I learned that, like Rails, gem building is opinionated, for good reason.

Reflections, Writing My First Ruby Gem

This week marks my one year anniversary of working professionally with Ruby and Rails. It's been one hell of a year. Programming aside, a lot has been happening; however, Ruby has always been there. It's the friend that sticks with you through the thick and thin while you read through one-hundred-line Java methods that the professor handed you. The light at the end of the tunnel, so to speak.

One year celebrations are a good time to look back and see how far you've come. When I think about a year ago, I had no bearing on what software was. I hadn't read any material on software design or theory. I hadn't built any products that saw the light of day. I had no will to contribute to open source because it was a sea of projects I didn't understand.

My problem when I first started out is that Unix is just a huge wall. Getting stuff done is not easy at first. I had never worked with computers through a terminal before, and Unix requires an immense amount of patience and reading. It wasn't easy learning about directory structure, all the commands, shell scripting, etc. Once I got over this, working on a computer without a terminal felt odd and disjunct.

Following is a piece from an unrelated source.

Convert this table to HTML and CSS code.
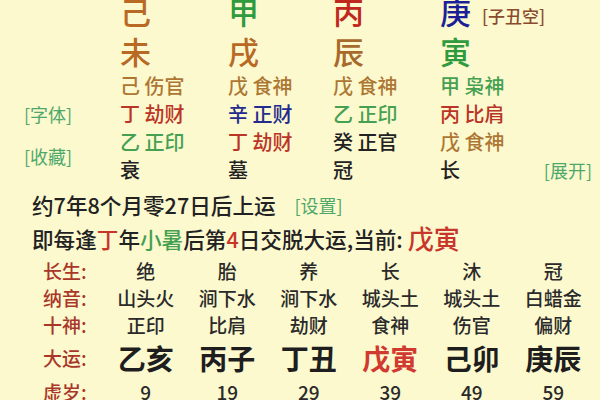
FILE: index.html
```html
<!DOCTYPE html>
<html lang="zh-CN">
<head>
<meta charset="utf-8">
<title>八字排盘</title>
<link rel="stylesheet" href="styles.css">
</head>
<body>
<div class="page">
  <div class="pillars">
    <div></div>
    <div class="big earth">己</div>
    <div class="big wood">甲</div>
    <div class="big fire">丙</div>
    <div class="big metal">庚<span class="kong">[子丑空]</span></div>

    <div></div>
    <div class="big earth">未</div>
    <div class="big earth">戌</div>
    <div class="big earth2">辰</div>
    <div class="big wood">寅</div>

    <div></div>
    <div class="sm earth-s">己 伤官</div>
    <div class="sm earth-s">戊 食神</div>
    <div class="sm earth-s">戊 食神</div>
    <div class="sm wood-s">甲 枭神</div>

    <div class="link">[字体]</div>
    <div class="sm fire-s">丁 劫财</div>
    <div class="sm metal-s">辛 正财</div>
    <div class="sm wood-s">乙 正印</div>
    <div class="sm fire-s">丙 比肩</div>

    <div class="link span2">[收藏]</div>
    <div class="sm wood-s">乙 正印</div>
    <div class="sm fire-s">丁 劫财</div>
    <div class="sm water-s">癸 正官</div>
    <div class="sm earth-s">戊 食神</div>

    <div class="sm water-s">衰</div>
    <div class="sm water-s">墓</div>
    <div class="sm water-s">冠</div>
    <div class="sm water-s last"><span>长</span><span class="link">[展开]</span></div>
  </div>

  <p class="line line1">约7年8个月零27日后上运 <span class="link">[设置]</span></p>
  <p class="line line2">即每逢<span class="red">丁</span>年<span class="green">小暑</span>后第<span class="red">4</span>日交脱大运,当前: <span class="red cur">戊寅</span></p>

  <div class="table">
    <div class="lbl">长生:</div>
    <div class="c">绝</div><div class="c">胎</div><div class="c">养</div><div class="c">长</div><div class="c">沐</div><div class="c">冠</div>

    <div class="lbl">纳音:</div>
    <div class="c">山头火</div><div class="c">涧下水</div><div class="c">涧下水</div><div class="c">城头土</div><div class="c">城头土</div><div class="c">白蜡金</div>

    <div class="lbl">十神:</div>
    <div class="c">正印</div><div class="c">比肩</div><div class="c">劫财</div><div class="c">食神</div><div class="c">伤官</div><div class="c">偏财</div>

    <div class="lbl dy">大运:</div>
    <div class="c dy-c">乙亥</div><div class="c dy-c">丙子</div><div class="c dy-c">丁丑</div><div class="c dy-c now">戊寅</div><div class="c dy-c">己卯</div><div class="c dy-c">庚辰</div>

    <div class="lbl age">虚岁:</div>
    <div class="c age">9</div><div class="c age">19</div><div class="c age">29</div><div class="c age">39</div><div class="c age">49</div><div class="c age">59</div>
  </div>
</div>
</body>
</html>
```

FILE: styles.css
```css
html, body {
  margin: 0;
  padding: 0;
  background: #fcf9cf;
}
body {
  font-family: "Noto Sans CJK SC", "Noto Sans", sans-serif;
  font-weight: 500;
  color: #222;
  overflow: hidden;
  height: 400px;
}
.page {
  width: 600px;
}
.pillars {
  display: grid;
  grid-template-columns: 120px 108px 105px 107px 1fr;
  grid-template-rows: 40px 41px 28px 28px 28px 28px;
  margin-top: -9px;
}
.big {
  font-size: 31px;
  line-height: 40px;
  white-space: nowrap;
}
.sm {
  font-size: 20px;
  line-height: 28px;
  white-space: pre;
}
.earth { color: #b86a24; }
.earth2 { color: #a8692c; }
.wood { color: #2f9a3e; }
.fire { color: #c0281f; }
.metal { color: #1c1f96; }
.earth-s { color: #ad7733; }
.wood-s { color: #45a052; }
.fire-s { color: #bb3526; }
.metal-s { color: #232b8c; }
.water-s { color: #222; }
.kong {
  font-size: 17px;
  color: #8a4b2c;
  margin-left: 11px;
  vertical-align: 1px;
}
.link {
  font-size: 18px;
  font-weight: normal;
  color: #4ea86a;
  line-height: 28px;
  padding-left: 24px;
}
.span2 {
  grid-row: span 2;
  align-self: center;
}
.last {
  display: flex;
  justify-content: space-between;
  padding-right: 8px;
}
.last .link {
  padding-left: 0;
}
.line {
  margin: 0;
  padding-left: 32px;
  font-size: 21.6px;
  white-space: nowrap;
}
.line1 {
  margin-top: 5px;
  line-height: 32px;
}
.line1 .link {
  padding-left: 14px;
  vertical-align: 1px;
}
.line2 {
  line-height: 34px;
}
.red { color: #c8352a; }
.green { color: #45a052; }
.cur {
  font-size: 26px;
  vertical-align: -1px;
}
.table {
  display: grid;
  grid-template-columns: 62px repeat(6, 81.5px);
  grid-template-rows: 27px 27px 27px 40px 28px;
  padding-left: 43px;
  margin-top: 1px;
}
.lbl {
  font-size: 19px;
  color: #a8372a;
  line-height: 27px;
}
.c {
  text-align: center;
  font-size: 19px;
  line-height: 27px;
  color: #2a2a2a;
}
.lbl.dy {
  line-height: 40px;
}
.dy-c {
  font-size: 28px;
  font-weight: bold;
  line-height: 40px;
  color: #1e1e1e;
}
.dy-c.now {
  color: #d03a30;
}
.age {
  line-height: 28px;
}
```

As for open source, this was impossible until I started building things. Github influenced me a lot, and I wanted to get in there and write some code. It didn't happen until I started writing my own web app. I made thesetimes.info over the course of a couple days. This app and other things I was working on were very Javascript heavy, and I started looking for a way to test it. Here's where my gem comes in.

Writing the Gem

Writing a gem is hard—at least, that's what everything made it seem like. My first resource was Google. Blog posts abounding, none of them were consistent. Do I use hoe? New gem? What's this business about gemcutter? Jeweler? Which version of Rubygems is accepted right now? So many questions...

My gem idea was pretty simple, but it wasn't until I had bphogan explain it to me that I was able to build the gem. I learned that, like Rails, gem building is opinionated, for good reason. He taught me all about gemspecs, folder structure, putting my classes in modules, and how to require all the files.

I can't stress how much we need this sort of explanation out there.

Javascript testing is also hard. The few accepted projects out there include qunit and Jasmine. My thoughts are, if qunit is to Test::Unit as Jasmine is to rspec, then they're both equally important. Having a TDD framework and a BDD framework at your disposal is necessary—just like in Ruby.

The gem is called qunit_gen. It manages a QUnit javascript test suite on a project-to-project basis. It's not nearly as sophisticated as the Jasmine ruby gem, but it does the job for now. I'd like to provide some of the same features that Jasmine does for the qunit gem.

The project is on GitHub.

I'd like to thank Brian Hogan for helping me through a lot of programming questions. He's been the best mentor and teacher I could have thought of. And, to many more years of programming!